First Washington wines made from sustainably grown grapes to hit stores this spring
Growers have harvested the first grapes under Washington’s new sustainability program, and wines with the new “Sustainable WA” label should hit store shelves this spring.
“We have had very long-term dedicated consumers of Washington wine that have expressed an interest in sustainability, and in all of agriculture, but certainly in the wines that they drink,” said Vicky Scharlau, executive director of the Washington Winegrowers Association.
To earn the label, grape growers must commit to sustainable vineyard practices, like using water efficiently and pruning grapevines to prevent disease. Or buying grapevines from an established plant laboratory to ensure the vines are tested for viruses, instead of just planting grapevines from a neighbor.
Participants must pass a third-party audit to meet the new standards. The first test of the program was done over the summer.
“We did the beta growers as the test, if you will, the first round, to make sure we had all the kinks worked out. And now this fall, we had 16 growers that actually went through the formal process,” said Scharlau.
Patrick Rawn of Two Mountain Winery in Zillah, Wash., went through the new program. He manages vineyard operations, while his brother, Matthew, handles the wine production.
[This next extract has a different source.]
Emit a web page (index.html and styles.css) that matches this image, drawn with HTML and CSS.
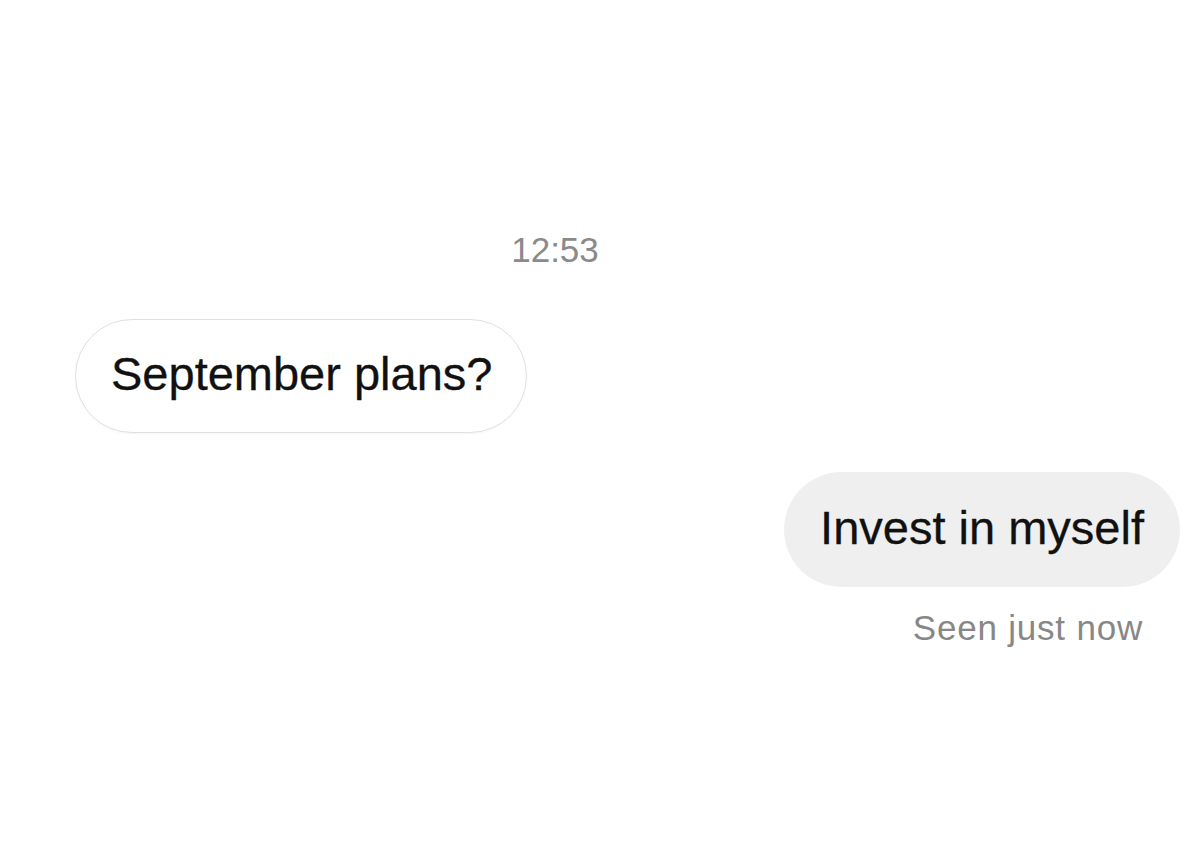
FILE: index.html
```html
<!DOCTYPE html>
<html lang="en">
<head>
<meta charset="utf-8">
<title>Chat</title>
<link rel="stylesheet" href="styles.css">
</head>
<body>
<main class="thread">
  <div class="time">12:53</div>
  <div class="row row-in">
    <div class="bubble bubble-in">September plans?</div>
  </div>
  <div class="row row-out">
    <div class="bubble bubble-out">Invest in myself</div>
  </div>
  <div class="seen">Seen just now</div>
</main>
</body>
</html>
```

FILE: styles.css
```css
html, body {
  margin: 0;
  padding: 0;
  background: #ffffff;
}

body {
  font-family: "Liberation Sans", Arial, Helvetica, sans-serif;
  width: 1200px;
  height: 857px;
  overflow: hidden;
}

.thread {
  display: flex;
  flex-direction: column;
  padding-top: 230px;
}

.time {
  font-size: 35px;
  line-height: 40px;
  color: #8a8a8a;
  text-align: center;
  padding-right: 90px;
}

.row {
  display: flex;
}

.row-in {
  justify-content: flex-start;
  padding-left: 75px;
  margin-top: 49px;
}

.row-out {
  justify-content: flex-end;
  padding-right: 20px;
  margin-top: 39px;
}

.bubble {
  font-size: 47px;
  line-height: 56px;
  color: #111111;
  border-radius: 60px;
  white-space: nowrap;
  -webkit-text-stroke: 0.3px #111111;
}

.bubble-in {
  border: 1.5px solid #e0e0e0;
  padding: 26px 34px 30px 35px;
  box-shadow: 0 1px 2px rgba(0, 0, 0, 0.04);
}

.bubble-out {
  background: #efefef;
  padding: 28px 36px 31px 36px;
}

.seen {
  align-self: flex-end;
  margin-right: 57px;
  margin-top: 21px;
  font-size: 35px;
  line-height: 40px;
  color: #878787;
  letter-spacing: 0.8px;
}
```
Patrick Rawn said one of the keys to the program is incremental improvement over time, which helps the vineyard’s resiliency.
“Forcing yourself to keep the records for the programs allows for annual measurement and benchmark improvement. Our sustainability journey has had a really positive impact on our business for these reasons,” he said.
Growers have to gather a lot of information about their growing process to fill out the self-assessment, which auditors then review. Approved wineries can stick the new label on the bottle.
Patrick Rawn said Two Mountain Winery will release its new 2022 riesling, sauvignon blanc and rosé in late February, and all of those wines will bear the new Sustainable WA label.
The program first began as a set of educational programs for grape growing and winemaking. In the program, vitners and growers can learn about business practices, marketing, pests and diseases that affect vines and grapes.
The Washington Wine Commission added the certification last summer, said Scharlau.
Adam Ramirez is a member of the Washington Wine Foundation Board. He uses market research like Nielsen to look at the trends for the industry and said consumers are asking for sustainable wines.
“It is also great in relation to the goals of the industry to be more focused on sustainability,” he said. “There are benefits to the environment and cost benefits, as well, when it comes to the conservation of resources such as water.”
The first grapes grown under the new sustainability guidelines are currently being processed into wine.
Scharlau said the standard for meeting the sustainable criteria has influence from other sustainability certifications for vineyards around the world in New York, California, Australia and New Zealand.
“It’s about being able to say, here we are; we’re Washington state; we’re sustainable. And we’ve got a third-party stamp to be able to provide a consumer that gives them confidence in that product, even more confidence than they had before,” said Scharlau.
Grape growers and winemakers interested in earning the sustainability label can apply to the program every February.